Naked Grazing: Flocking to the vineyards

Published 7:00 am Thursday, September 5, 2024

MONMOUTH, Ore. — Last summer Jared Lloyd, a multi-generational sheep rancher whose flocks graze Northwest vineyards, was part of a panel for the renowned International Pinot Noir Celebration in nearby McMinnville.

The annual weekend wine festival’s $1,746 price tag was not in his budget, but his unique practices earned him entry.

“It’s not the crowd I usually run with,” joked the owner of Naked Grazing, whose home base is in the Willamette Valley just a short drive from scores of vineyards.

In addition to his wife, Beka, and operations manager, Sean Johnson, Lloyd’s crowd is usually a woolly bunch. Naked Grazing’s flocks move from vineyard to vineyard — about 2,000 acres in Oregon and Washington — as they churn weeds and cover crops into fertilizer.

Naked Grazing has attracted the interest of the American Lamb Board and the Northwest’s winegrowers, an expanding number of which are his clients.

The board invited Lloyd to the Pinot noir celebration to talk about the benefits of grazing sheep in vineyards, along with chefs Nick Doughty and Chris Remy, who talked about pairing Pinot noir with dishes that feature lamb.

Although he was a debutante to the celebration, Lloyd’s experience with sheep and other livestock runs generations deep. Lloyd grew up on a family ranch near Grand Junction, Colo. While livestock was the mainstay, most family members held additional jobs to make ends meet.

“We were broke country kids,” he said.

Lloyd said his “Come to Jesus moment” with nomadic herding practices he would eventually use in Oregon vineyards, began in the severe drought of 2012 in Colorado, where hay prices rose so high he could no longer afford to purchase it for his flock.

Instead, he sought out newly harvested fields of hay and transported his flocks to chomp down the stubble in exchange for leaving the field with free fertilizer.

“I’ve never seen my ewes so fat,” Lloyd said. “After that, I moved them from field to field.”

What brought him to Oregon?

“Wolves,” he said simply. In Colorado, wolves took nearly half his flock. He and his wife loaded the surviving ewes and eventually landed in Linn County, Ore.

His connection with Northwest winegrowers began first as he tried grazing his flocks in vineyards in California, followed by a stint with a vineyard management company in McMinnville.

Later, he took a class with Patricia Skinkis at Oregon State University. There, Lloyd connected the dots between vine health and natural fertilization.

In Oregon, he sells his lambs for meat and wool, so he seeks to work with vineyards whose practices are organic, biodynamic or regenerative, complementing his and his clients’ management systems.
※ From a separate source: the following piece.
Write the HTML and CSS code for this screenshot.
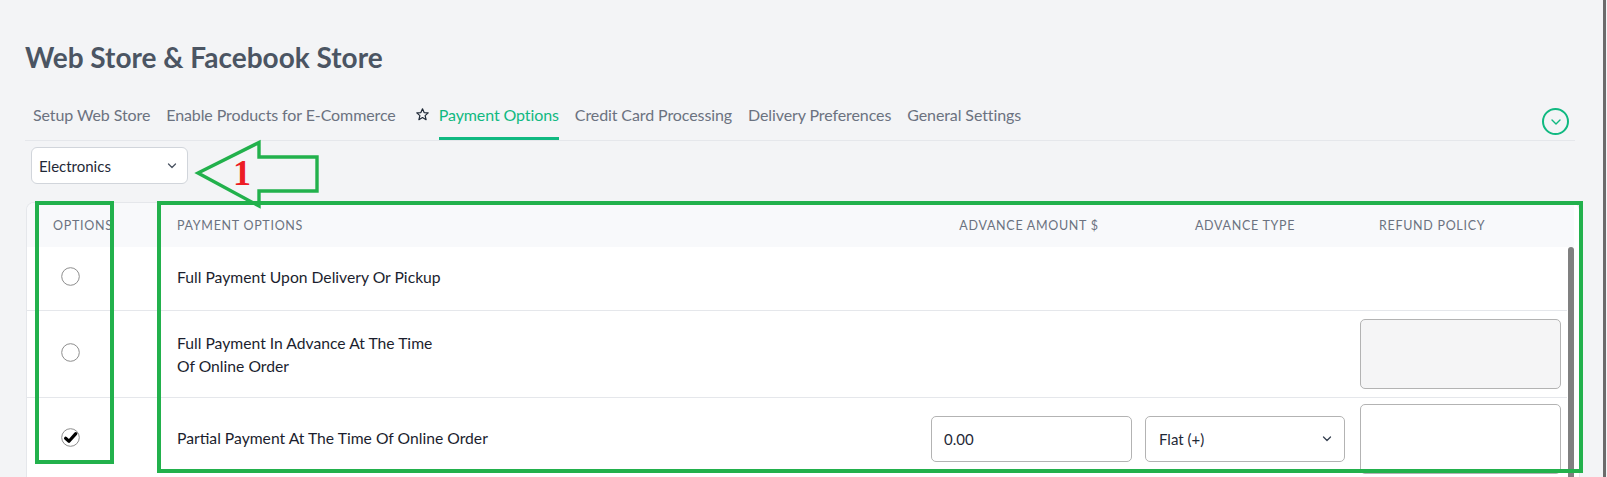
FILE: index.html
```html
<!DOCTYPE html>
<html lang="en">
<head>
<meta charset="utf-8">
<title>Web Store &amp; Facebook Store</title>
<link rel="stylesheet" href="styles.css">
</head>
<body>
<div class="page">
  <h1 class="title">Web Store &amp; Facebook Store</h1>

  <div class="tabbar">
    <nav class="tabs">
      <a class="tab">Setup Web Store</a>
      <a class="tab">Enable Products for E-Commerce</a>
      <span class="tab-star">
        <svg width="13" height="13" viewBox="0 0 13 13"><polygon points="6.5,0.8 8.1,4.6 12.2,4.9 9.1,7.6 10.1,11.7 6.5,9.5 2.9,11.7 3.9,7.6 0.8,4.9 4.9,4.6" fill="none" stroke="#1f2937" stroke-width="1.2" stroke-linejoin="round"/></svg>
      </span>
      <a class="tab active">Payment Options</a>
      <a class="tab">Credit Card Processing</a>
      <a class="tab">Delivery Preferences</a>
      <a class="tab">General Settings</a>
    </nav>
    <span class="collapse-btn">
      <svg width="12" height="8" viewBox="0 0 12 8"><polyline points="2,2 6,6 10,2" fill="none" stroke="#10b981" stroke-width="1.4" stroke-linecap="round" stroke-linejoin="round"/></svg>
    </span>
  </div>

  <div class="store-select">
    <span>Electronics</span>
    <svg width="10" height="6" viewBox="0 0 10 6"><polyline points="1.5,1 5,4.5 8.5,1" fill="none" stroke="#4b5563" stroke-width="1.3" stroke-linecap="round" stroke-linejoin="round"/></svg>
  </div>

  <div class="card">
    <div class="thead">
      <div class="th th-opt">Options</div>
      <div class="th th-pay">Payment Options</div>
      <div class="th th-center">Advance Amount $</div>
      <div class="th th-center">Advance Type</div>
      <div class="th th-refund">Refund Policy</div>
      <div></div>
    </div>
    <div class="tbody">
      <div class="rows">
        <div class="row row-1">
          <div class="cell-radio">
            <svg class="radio" width="19" height="19" viewBox="0 0 19 19"><circle cx="9.5" cy="9.5" r="8.8" fill="#fff" stroke="#8d8d8d" stroke-width="1"/></svg>
          </div>
          <div class="cell-label">Full Payment Upon Delivery Or Pickup</div>
          <div></div><div></div><div></div>
        </div>
        <div class="row row-2">
          <div class="cell-radio">
            <svg class="radio" width="19" height="19" viewBox="0 0 19 19"><circle cx="9.5" cy="9.5" r="8.8" fill="#fff" stroke="#8d8d8d" stroke-width="1"/></svg>
          </div>
          <div class="cell-label cell-label-wrap">Full Payment In Advance At The Time<br>Of Online Order</div>
          <div></div><div></div>
          <div class="cell-refund"><div class="textarea disabled"></div></div>
        </div>
        <div class="row row-3">
          <div class="cell-radio">
            <svg class="radio" width="19" height="19" viewBox="0 0 19 19"><circle cx="9.5" cy="9.5" r="8.8" fill="#fff" stroke="#8d8d8d" stroke-width="1"/><path d="M4.6 10.2 L8 13.2 L14.8 5.6" fill="none" stroke="#000" stroke-width="3.2" stroke-linecap="round" stroke-linejoin="round"/></svg>
          </div>
          <div class="cell-label">Partial Payment At The Time Of Online Order</div>
          <div class="cell-amount"><div class="field">0.00</div></div>
          <div class="cell-type">
            <div class="field field-select">
              <span>Flat (+)</span>
              <svg width="10" height="6" viewBox="0 0 10 6"><polyline points="1.5,1 5,4.5 8.5,1" fill="none" stroke="#374151" stroke-width="1.3" stroke-linecap="round" stroke-linejoin="round"/></svg>
            </div>
          </div>
          <div class="cell-refund"><div class="textarea"></div></div>
        </div>
      </div>
      <div class="scroll-track"><div class="scroll-thumb"></div></div>
    </div>
  </div>
</div>

<svg class="annotations" width="1607" height="477" viewBox="0 0 1607 477">
  <rect x="37" y="203" width="75" height="259" fill="none" stroke="#22b14c" stroke-width="4"/>
  <rect x="159" y="203" width="1422" height="268" fill="none" stroke="#22b14c" stroke-width="4"/>
  <polygon points="198,173 259,142.5 259,157 317,157 317,191 259,191 259,206" fill="none" stroke="#22b14c" stroke-width="3.4" stroke-linejoin="miter"/>
  <text x="233" y="185" class="anno-num">1</text>
</svg>
<div class="page-scrollbar"></div>
</body>
</html>
```

FILE: styles.css
```css
* { box-sizing: border-box; }

html, body {
  margin: 0;
  padding: 0;
}

body {
  width: 1607px;
  height: 477px;
  overflow: hidden;
  background: #f3f4f6;
  font-family: Lato, "Noto Sans", sans-serif;
  position: relative;
}

.page {
  padding: 40px 32px 0 25px;
}

.title {
  margin: 0;
  font-size: 28px;
  line-height: 35px;
  font-weight: 700;
  color: #4b5563;
}

.tabbar {
  display: flex;
  align-items: flex-end;
  justify-content: space-between;
  height: 66px;
  border-bottom: 1px solid #e5e7eb;
}

.tabs {
  display: flex;
  align-items: flex-end;
}

.tab {
  display: block;
  margin: 0 8px;
  padding: 9px 0 12px;
  line-height: 20px;
  font-size: 16px;
  letter-spacing: -0.1px;
  color: #6b7280;
  border-bottom: 3px solid transparent;
  white-space: nowrap;
}

.tab.active {
  color: #10b981;
  border-bottom-color: #10b981;
}

.tab-star {
  display: flex;
  align-items: center;
  height: 44px;
  padding: 0 2px 7px 12px;
}

.collapse-btn {
  width: 27px;
  height: 27px;
  border: 2px solid #10b981;
  border-radius: 50%;
  display: flex;
  align-items: center;
  justify-content: center;
  margin: 0 6px 5px 0;
}

.store-select {
  margin: 6px 0 0 6px;
  width: 157px;
  height: 37px;
  background: #fff;
  border: 1px solid #d1d5db;
  border-radius: 6px;
  display: flex;
  align-items: center;
  justify-content: space-between;
  padding: 0 10px 0 7px;
  font-size: 15px;
  color: #1f2937;
}

.card {
  margin: 18px 0 0 1px;
  width: 1554px;
  background: #fff;
  border: 1px solid #e5e7eb;
  border-bottom: none;
  border-radius: 8px 8px 0 0;
  padding-right: 5px;
  overflow: hidden;
}

.thead {
  display: grid;
  grid-template-columns: 133px 760px 218px 214px 215px 7px;
  height: 44px;
  align-items: center;
  background: #f8f9fb;
  font-size: 12.5px;
  letter-spacing: 0.7px;
  text-transform: uppercase;
  color: #6b7280;
}

.th { white-space: nowrap; }
.th-opt { padding-left: 26px; }
.th-pay { padding-left: 17px; }
.th-center { text-align: center; }
.th-refund { padding-left: 27px; }

.tbody {
  display: flex;
}

.rows {
  width: 1540px;
}

.row {
  display: grid;
  grid-template-columns: 133px 760px 218px 214px 215px;
  align-items: center;
  border-bottom: 1px solid #e5e7eb;
}

.row-1 { height: 64px; }
.row-2 { height: 87px; }
.row-3 { height: 82px; border-bottom: none; }

.cell-radio {
  display: flex;
  align-items: center;
  padding-left: 34px;
}

.radio {
  display: block;
  margin-bottom: 4px;
}

.cell-label {
  padding-left: 17px;
  font-size: 15.7px;
  line-height: 23px;
  color: #1b1e2e;
  margin-bottom: 2px;
}

.cell-label-wrap {
  margin-bottom: 0;
  margin-top: 2px;
}

.cell-amount { padding-left: 11px; }
.cell-type { padding-left: 7px; }
.cell-refund { padding-left: 8px; }

.field {
  height: 46px;
  width: 201px;
  border: 1px solid #b3b3b3;
  border-radius: 5px;
  background: #fff;
  display: flex;
  align-items: center;
  padding: 0 12px;
  font-size: 15px;
  color: #1f2937;
}

.field-select {
  width: 200px;
  justify-content: space-between;
  padding: 0 12px 0 13px;
}

.textarea {
  width: 201px;
  height: 70px;
  border: 1px solid #b3b3b3;
  border-radius: 5px;
  background: #fff;
}

.textarea.disabled {
  background: #f5f5f6;
}

.scroll-track {
  width: 7px;
}

.scroll-thumb {
  margin-left: 1px;
  width: 6px;
  height: 260px;
  background: #808080;
  border-radius: 3px 3px 0 0;
}

.annotations {
  position: absolute;
  top: 0;
  left: 0;
  pointer-events: none;
}

.anno-num {
  font-family: "Liberation Serif", serif;
  font-weight: 700;
  font-size: 36px;
  fill: #ed1c24;
}

.page-scrollbar {
  position: absolute;
  top: 0;
  right: 1px;
  width: 3px;
  height: 477px;
  background: #6b6b6b;
}
```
Horned Dorset and Shetland sheep make up the bulk of his flocks — older heritage breeds that are hardy, maternal, good meat and milk providers, and which produce a coarse down wool great for weaving, Lloyd said.

Sheep are also less damaging to the wet spring ground than tractors, which are commonly used to control cover crops, or to mow and spread fertilizer, Lloyd said.

In addition to the fertilizer they leave, he said sheep can graze down the weeds while increasing the water-holding capacity of soil, making the vineyard more resistant to drought.

The practice is nothing new to Asian, European and Australian winegrowers, who have long used sheep in their vineyards.

American vintners are taking note. In addition to proven vineyard health, there’s an additional advantage that makes the price of contracting Naked Grazing worth it, according to Mark Bjornson of Bjornson Vineyards in the Eola-Amity Hills AVA.

The ewes and lambs are an attraction to visitors and are visible proof that the winery is serious about farming in a way that preserves the soil for generations to come.

Bjornson and neighboring Bryn Mawr and Bethel Heights wineries have created a “Sheep Share” program connected to Naked Grazing, inviting visitors to watch as the flocks move among the three vineyards in the spring.

Naked Grazing started with 12 clients when it launched and is expected to more than triple its clientele by this fall. This December, Lloyd said Naked Grazing plans to expand to five employees.

“I’m pinching myself,” he said. “More clients are coming on this fall.”